Supplied data ▸

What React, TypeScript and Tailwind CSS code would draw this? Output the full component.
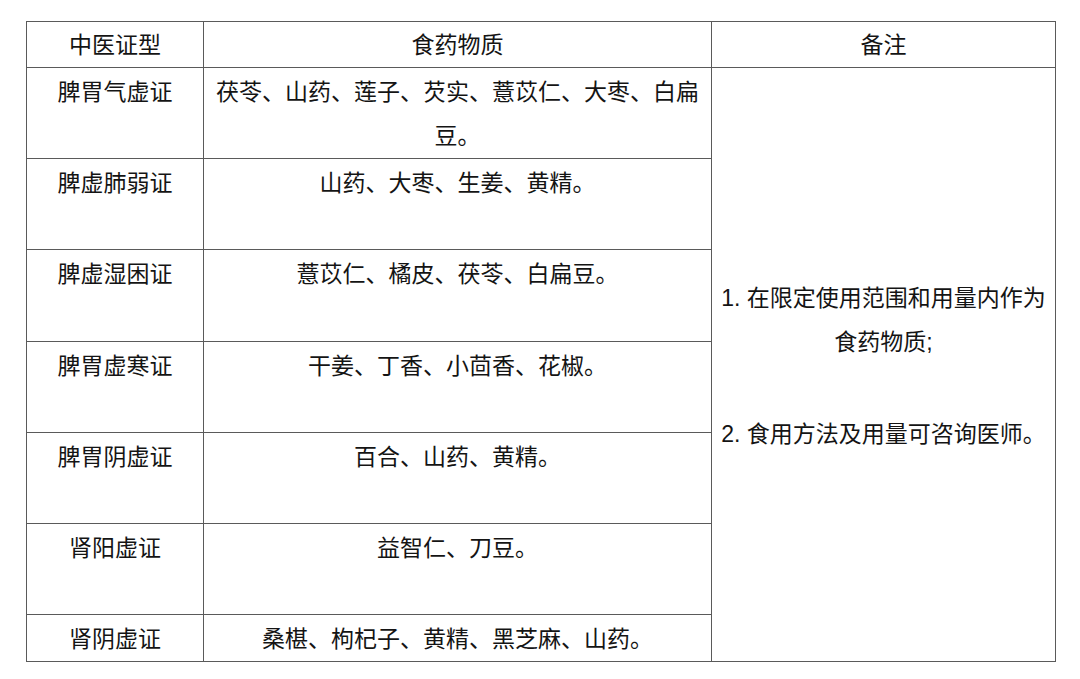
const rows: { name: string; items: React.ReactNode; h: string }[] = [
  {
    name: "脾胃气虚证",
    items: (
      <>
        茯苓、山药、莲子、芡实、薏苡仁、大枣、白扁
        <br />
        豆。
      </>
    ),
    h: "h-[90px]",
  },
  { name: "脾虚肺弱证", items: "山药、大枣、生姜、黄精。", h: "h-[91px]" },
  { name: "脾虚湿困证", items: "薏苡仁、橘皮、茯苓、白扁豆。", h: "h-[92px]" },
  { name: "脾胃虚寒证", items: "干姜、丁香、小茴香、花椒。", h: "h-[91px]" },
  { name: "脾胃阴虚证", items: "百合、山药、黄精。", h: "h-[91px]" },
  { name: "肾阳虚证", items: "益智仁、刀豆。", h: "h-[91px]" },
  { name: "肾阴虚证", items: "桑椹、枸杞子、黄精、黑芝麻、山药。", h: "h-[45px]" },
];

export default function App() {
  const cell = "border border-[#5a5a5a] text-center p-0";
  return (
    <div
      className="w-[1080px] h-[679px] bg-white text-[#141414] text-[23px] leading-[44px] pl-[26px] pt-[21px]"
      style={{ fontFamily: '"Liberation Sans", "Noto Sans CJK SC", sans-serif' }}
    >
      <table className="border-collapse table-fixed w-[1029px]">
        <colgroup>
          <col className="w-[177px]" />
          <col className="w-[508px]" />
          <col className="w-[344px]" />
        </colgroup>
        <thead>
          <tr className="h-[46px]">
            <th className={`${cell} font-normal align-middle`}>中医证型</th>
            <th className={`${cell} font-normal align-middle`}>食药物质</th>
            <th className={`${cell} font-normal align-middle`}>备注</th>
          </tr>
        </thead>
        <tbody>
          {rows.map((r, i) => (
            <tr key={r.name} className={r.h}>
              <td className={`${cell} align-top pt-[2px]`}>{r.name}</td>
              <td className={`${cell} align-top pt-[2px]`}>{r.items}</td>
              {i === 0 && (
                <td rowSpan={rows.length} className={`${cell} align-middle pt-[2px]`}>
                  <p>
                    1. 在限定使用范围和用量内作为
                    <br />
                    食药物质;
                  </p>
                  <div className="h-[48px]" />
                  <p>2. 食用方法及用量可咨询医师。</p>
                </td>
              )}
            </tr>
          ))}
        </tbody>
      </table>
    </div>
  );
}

What is expected ▸ Repeat the data exactly, dropping every picture it holds.

Full solution ▸
What React, TypeScript and Tailwind CSS code would draw this? Output the full component.
const rows: { name: string; items: React.ReactNode; h: string }[] = [
  {
    name: "脾胃气虚证",
    items: (
      <>
        茯苓、山药、莲子、芡实、薏苡仁、大枣、白扁
        <br />
        豆。
      </>
    ),
    h: "h-[90px]",
  },
  { name: "脾虚肺弱证", items: "山药、大枣、生姜、黄精。", h: "h-[91px]" },
  { name: "脾虚湿困证", items: "薏苡仁、橘皮、茯苓、白扁豆。", h: "h-[92px]" },
  { name: "脾胃虚寒证", items: "干姜、丁香、小茴香、花椒。", h: "h-[91px]" },
  { name: "脾胃阴虚证", items: "百合、山药、黄精。", h: "h-[91px]" },
  { name: "肾阳虚证", items: "益智仁、刀豆。", h: "h-[91px]" },
  { name: "肾阴虚证", items: "桑椹、枸杞子、黄精、黑芝麻、山药。", h: "h-[45px]" },
];

export default function App() {
  const cell = "border border-[#5a5a5a] text-center p-0";
  return (
    <div
      className="w-[1080px] h-[679px] bg-white text-[#141414] text-[23px] leading-[44px] pl-[26px] pt-[21px]"
      style={{ fontFamily: '"Liberation Sans", "Noto Sans CJK SC", sans-serif' }}
    >
      <table className="border-collapse table-fixed w-[1029px]">
        <colgroup>
          <col className="w-[177px]" />
          <col className="w-[508px]" />
          <col className="w-[344px]" />
        </colgroup>
        <thead>
          <tr className="h-[46px]">
            <th className={`${cell} font-normal align-middle`}>中医证型</th>
            <th className={`${cell} font-normal align-middle`}>食药物质</th>
            <th className={`${cell} font-normal align-middle`}>备注</th>
          </tr>
        </thead>
        <tbody>
          {rows.map((r, i) => (
            <tr key={r.name} className={r.h}>
              <td className={`${cell} align-top pt-[2px]`}>{r.name}</td>
              <td className={`${cell} align-top pt-[2px]`}>{r.items}</td>
              {i === 0 && (
                <td rowSpan={rows.length} className={`${cell} align-middle pt-[2px]`}>
                  <p>
                    1. 在限定使用范围和用量内作为
                    <br />
                    食药物质;
                  </p>
                  <div className="h-[48px]" />
                  <p>2. 食用方法及用量可咨询医师。</p>
                </td>
              )}
            </tr>
          ))}
        </tbody>
      </table>
    </div>
  );
}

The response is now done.